The first stage of the project focuses on collecting and preparing the dataset that powers the action recognition system. This process is handled inside the provided script.ipynb notebook, which walks through the entire pipeline step by step.
- Data Collection
Raw boxing movements are captured from video streams in both orthodox and southpaw stances. This ensures diversity in the dataset and enables the model to generalize across different fighting styles. - Data Augmentation
To improve robustness and reduce overfitting, several augmentation techniques are applied to the collected data. These include rotation, flipping, scaling, and noise injection. By simulating real-world variations, the dataset becomes more resilient to changes in lighting, angle, and athlete posture. - Keypoint Extraction with YOLOv11
Once the raw video data is prepared, YOLOv11βs pose estimation model is used to extract skeletal keypoints from each frame. These keypoints serve as the structured representation of motion, capturing body dynamics without being tied to raw pixel data. - Processed Dataset Storage
The extracted keypoints are stored in a structured format, ready for use in training the LSTM classifiers.
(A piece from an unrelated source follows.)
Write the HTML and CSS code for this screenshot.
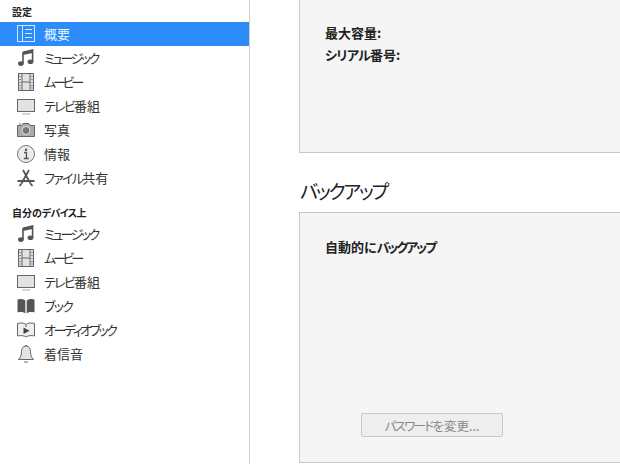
FILE: index.html
```html
<!DOCTYPE html>
<html lang="ja">
<head>
<meta charset="utf-8">
<title>設定</title>
<link rel="stylesheet" href="styles.css">
</head>
<body>
<svg class="defs" width="0" height="0" aria-hidden="true">
  <symbol id="i-music" viewBox="0 0 20 20"><path d="M7 4.200 16.600 2v11.600" fill="none" stroke="#555" stroke-width="1.600"/><path d="M7 4 16.600 2v3L7 7z" fill="#555"/><path d="M7 4v11" stroke="#555" stroke-width="1.600"/><ellipse cx="4.900" cy="15.600" rx="2.900" ry="2.300" fill="#555"/><ellipse cx="14.500" cy="13.800" rx="2.900" ry="2.300" fill="#555"/></symbol>
  <symbol id="i-film" viewBox="0 0 20 20"><rect x="2.500" y="1.500" width="15" height="17" fill="#e2e2e2" stroke="#666"/><path d="M6 2v16M14 2v16M6 10h8" stroke="#666"/><path d="M3 4.500h3M3 7.500h3M3 10.500h3M3 13.500h3M3 16h3M14 4.500h3M14 7.500h3M14 10.500h3M14 13.500h3M14 16h3" stroke="#999"/></symbol>
  <symbol id="i-tv" viewBox="0 0 20 20"><rect x="1.500" y="3.500" width="17" height="12" fill="#e2e2e2" stroke="#666"/><path d="M6 18h8" stroke="#aaa"/></symbol>
  <symbol id="i-camera" viewBox="0 0 20 20"><path d="M1.500 5.500h4l1.500-2h6l1.500 2h4v11h-17z" fill="#aaa" stroke="#666"/><circle cx="10" cy="10.500" r="4" fill="#777" stroke="#e4e4e4"/><path d="M3 4h2" stroke="#777"/></symbol>
  <symbol id="i-info" viewBox="0 0 20 20"><circle cx="10" cy="10" r="8.500" fill="#ececec" stroke="#777"/><circle cx="10" cy="5.800" r="1.200" fill="#555"/><path d="M8 8.500h2.400v5.500M7.800 14.500h5" fill="none" stroke="#555" stroke-width="1.400"/></symbol>
  <symbol id="i-app" viewBox="0 0 20 20"><path d="M7 2l7.500 13.500M13 2 5.500 15.500M1.500 13h17" fill="none" stroke="#555" stroke-width="1.800"/><path d="M3.500 18l2-2.500M16.500 18l-2-2.500" stroke="#555" stroke-width="1.800"/></symbol>
  <symbol id="i-book" viewBox="0 0 20 20"><path d="M9.300 4.500C8 3 4 2.500 1.500 3.500v13c2.500-.8 6-.5 7.800 1zM10.700 4.500c1.300-1.500 5.300-2 7.800-1v13c-2.500-.8-6-.5-7.800 1z" fill="#555"/></symbol>
  <symbol id="i-audio" viewBox="0 0 20 20"><path d="M10 4.500C8.500 3 4.500 2.500 1.500 3.500v12.500c3-.8 6.500-.5 8.500 1 2-1.500 5.500-1.800 8.500-1V3.500c-3-1-7-.5-8.500 1z" fill="#eee" stroke="#666"/><path d="M10 4.500V7" stroke="#666"/><path d="M7.500 7.500v6.500l6-3.200z" fill="#444"/></symbol>
  <symbol id="i-bell" viewBox="0 0 20 20"><path d="M10 2c-3 0-4.500 2.500-4.500 5.500 0 4-1 6-3 8h15c-2-2-3-4-3-8C14.500 4.500 13 2 10 2z" fill="#e4e4e4" stroke="#666"/><path d="M8 17.300c.5 1.300 3.500 1.300 4 0" fill="none" stroke="#666"/><path d="M9.200 1.500h1.600" stroke="#666"/></symbol>
  <symbol id="i-list" viewBox="0 0 20 20"><rect x="1.500" y="1.500" width="17" height="16" fill="none" stroke="#c4f0ff"/><path d="M6.500 2v15M9 5.500h7M9 9.500h7M9 13.500h7" stroke="#c4f0ff"/></symbol>
</svg>
<div class="app">
  <nav class="sidebar">
    <h2 class="side-title">設定</h2>
    <ul class="side-list">
      <li class="item selected"><svg class="icon"><use href="#i-list"/></svg><span class="txt">概要</span></li>
      <li class="item"><svg class="icon"><use href="#i-music"/></svg><span class="txt k4">ミュージック</span></li>
      <li class="item"><svg class="icon"><use href="#i-film"/></svg><span class="txt k2">ムービー</span></li>
      <li class="item"><svg class="icon"><use href="#i-tv"/></svg><span class="txt"><span class="k">テレビ</span>番組</span></li>
      <li class="item"><svg class="icon"><use href="#i-camera"/></svg><span class="txt">写真</span></li>
      <li class="item"><svg class="icon"><use href="#i-info"/></svg><span class="txt">情報</span></li>
      <li class="item"><svg class="icon"><use href="#i-app"/></svg><span class="txt"><span class="k">ファイル</span>共有</span></li>
    </ul>
    <h2 class="side-title second">自分の<span class="k3">デバイス</span>上</h2>
    <ul class="side-list">
      <li class="item"><svg class="icon"><use href="#i-music"/></svg><span class="txt k4">ミュージック</span></li>
      <li class="item"><svg class="icon"><use href="#i-film"/></svg><span class="txt k2">ムービー</span></li>
      <li class="item"><svg class="icon"><use href="#i-tv"/></svg><span class="txt"><span class="k">テレビ</span>番組</span></li>
      <li class="item"><svg class="icon"><use href="#i-book"/></svg><span class="txt k">ブック</span></li>
      <li class="item"><svg class="icon"><use href="#i-audio"/></svg><span class="txt k4">オーディオブック</span></li>
      <li class="item"><svg class="icon"><use href="#i-bell"/></svg><span class="txt">着信音</span></li>
    </ul>
  </nav>
  <main class="content">
    <section class="panel panel-top">
      <p class="label">最大容量:</p>
      <p class="label"><span class="k3">シリアル</span>番号:</p>
    </section>
    <h1 class="heading">バックアップ</h1>
    <section class="panel panel-backup">
      <p class="label">自動的に<span class="k5">バックアップ</span></p>
      <button class="btn" disabled><span class="k">パスワード</span>を変更...</button>
    </section>
  </main>
</div>
</body>
</html>
```
FILE: styles.css
```css
* { box-sizing: border-box; }
html, body { margin: 0; height: 100%; }
body {
  background: #fff;
  color: #1a1a1a;
  font-family: "Noto Sans CJK JP", "Noto Sans", sans-serif;
  font-feature-settings: "palt";
  overflow: hidden;
}
.defs { position: absolute; }
.app { display: flex; width: 620px; height: 464px; }
.sidebar { width: 250px; flex: none; border-right: 1px solid #d0d0d0; }
.side-title {
  margin: 0;
  height: 22px;
  padding: 5px 0 0 12px;
  font-size: 10px;
  line-height: 14px;
  font-weight: 700;
  color: #222;
}
.side-title.second { height: 32px; padding-top: 17px; line-height: 12px; }
.side-list { list-style: none; margin: 0; padding: 0; }
.item {
  display: flex;
  align-items: center;
  height: 24px;
  padding-left: 16px;
  gap: 8px;
  font-size: 13px;
  color: #333;
}
.txt { margin-top: -2px; }
.k { letter-spacing: -1.7px; }
.k2 { letter-spacing: -3.2px; }
.k3 { letter-spacing: -.7px; }
.k4 { letter-spacing: -2.500px; }
.k5 { letter-spacing: -2px; }
.item.selected { background: #2d8cf8; color: #e8f6ff; }
.icon { width: 20px; height: 20px; flex: none; }
.content { flex: 1; padding-left: 49px; min-width: 0; }
.panel {
  background: #f5f5f5;
  border: 1px solid #c8c8c8;
  border-right: 0;
  padding-left: 25px;
}
.panel-top { height: 153px; border-top: 0; padding-top: 24px; }
.label { margin: 0; height: 22px; font-size: 13px; line-height: 18px; font-weight: 700; color: #222; }
.panel-backup .label { margin-top: 1px; }
.heading {
  margin: 0;
  height: 59px;
  padding: 23px 0 0 1px;
  font-size: 19px;
  line-height: 30px;
  font-weight: 400;
  letter-spacing: -2.2px;
  color: #222;
}
.panel-backup { height: 251px; padding-top: 24px; display: flex; flex-direction: column; align-items: flex-start; }
.btn {
  margin: 153px 0 0 36px;
  width: 142px;
  height: 24px;
  padding: 0;
  background: #eeeeee;
  border: 1px solid #c8c8c8;
  border-radius: 2px;
  font: inherit;
  font-size: 12.5px;
  color: #888;
}
```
This separation of raw video and processed features makes the training process efficient and reproducible.
The following GIFs provide a visual overview of the data collection phase, showing how different stances and actions are captured for the training dataset:

Orthodox stance delivering a punch.

Southpaw stance delivering a punch.

Orthodox stance demonstrating a defensive block.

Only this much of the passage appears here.